If a newbie is trying to debug

    {:deps
     {ring/ring-devel {:mvn/version "1.9.6"}}
     {ring/ring-core {:mvn/version "1.9.6"}}}
=> Error building classpath. Error reading edn. Map literal must contain an even number of forms

They have to notice that while they got 80% of their maps right, the file itself if a map with 3 forms. This is compounded by the fact that there are no examples of a multi-dependency project in the getting started page! If you know Clojure, this is an easy puzzle. For rookies, they didn't use (map) so the error message will probably trick some percent of them.

I don't think the deps documentation has been validated to provide what people actually want to know. Technically it is probably thorough, but "Superb" is a high bar it does not reach.

Probably the proper approach is learning deps by copying other people. Trying to learn it from the docs didn't work for me (it did for the rest of Clojure, so that was an unpleasant change).



These are useful comments and issues are welcome at https://github.com/clojure/clojure-site/issues


smoothly changes gears ... although of course there can be no question that the deps documentation is managed by a man of patience, talent and extreme skill to whom we are all thankful.

Sorry, I had a bad time learning deps and the frustration still haunts me.


> a multi-dependency project in the getting started page

That's because they basically don't support monorepo multi-module projects. It's incredibly tedious and makes me long for something like Maven or Gradle (tools that otherwise are often too complicated).


How do you mean? You can specify local (fs) dependencies fine, which is presumably what you want in that scenario?

(I regularly contribute to a monorepo like this, though admittedly the top-level components are relatively disjoint.)


I mean, you can hack something together with local dependencies, yes, but there's no out of the box way to build and test everything together, or to do things like pin dependency versions across projects, have projects inherit shared configuration, etc. We end up creating a bunch of pseudo-projects that contain things like single dependencies, but this blurs the line between build time concerns and actual source code. As with everything in clojure, you can write it all yourself using something like tools.build, but it's not convenient and clearly not a first class use case.


I wonder if Polylith would be up your alley?

https://polylith.gitbook.io/polylith/


Out of curiosity - what is the correct form in this case?

Ed: I'm guessing a key => list of deps, maybe?


It should be:

    {:deps
     {ring/ring-devel {:mvn/version "1.9.6"}
      ring/ring-core {:mvn/version "1.9.6"}}}
There was one too many map.


I think you might be asking for a type :)


Not really.

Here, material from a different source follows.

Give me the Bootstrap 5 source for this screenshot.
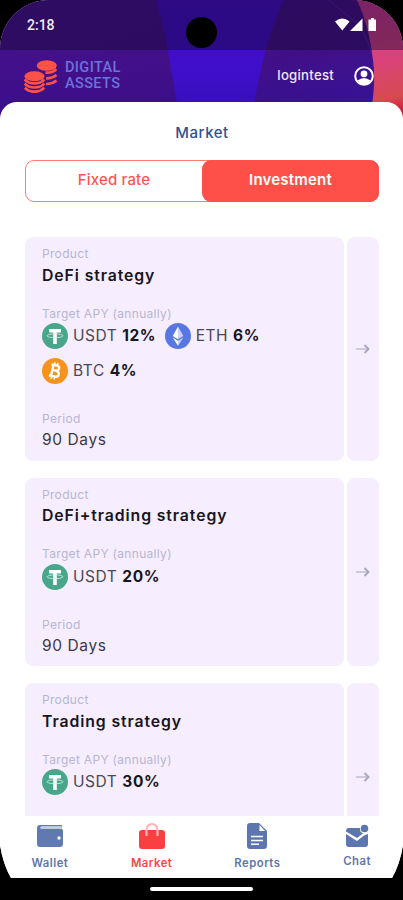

This is a syntactic error, not a type error.

To expand, this is the equivalent of something like {"a": 1, "b":}. The type checker in something like Typescript wouldn't ever come into play, because it's not legal syntax to begin with.


The parent was asking for the correct form, the syntax of EDN is necessary but not sufficient to specify this. A type (or a schema) is needed. Even if documented manually ad-hoc, that is better than nothing and would stop people needed to search the internet for examples.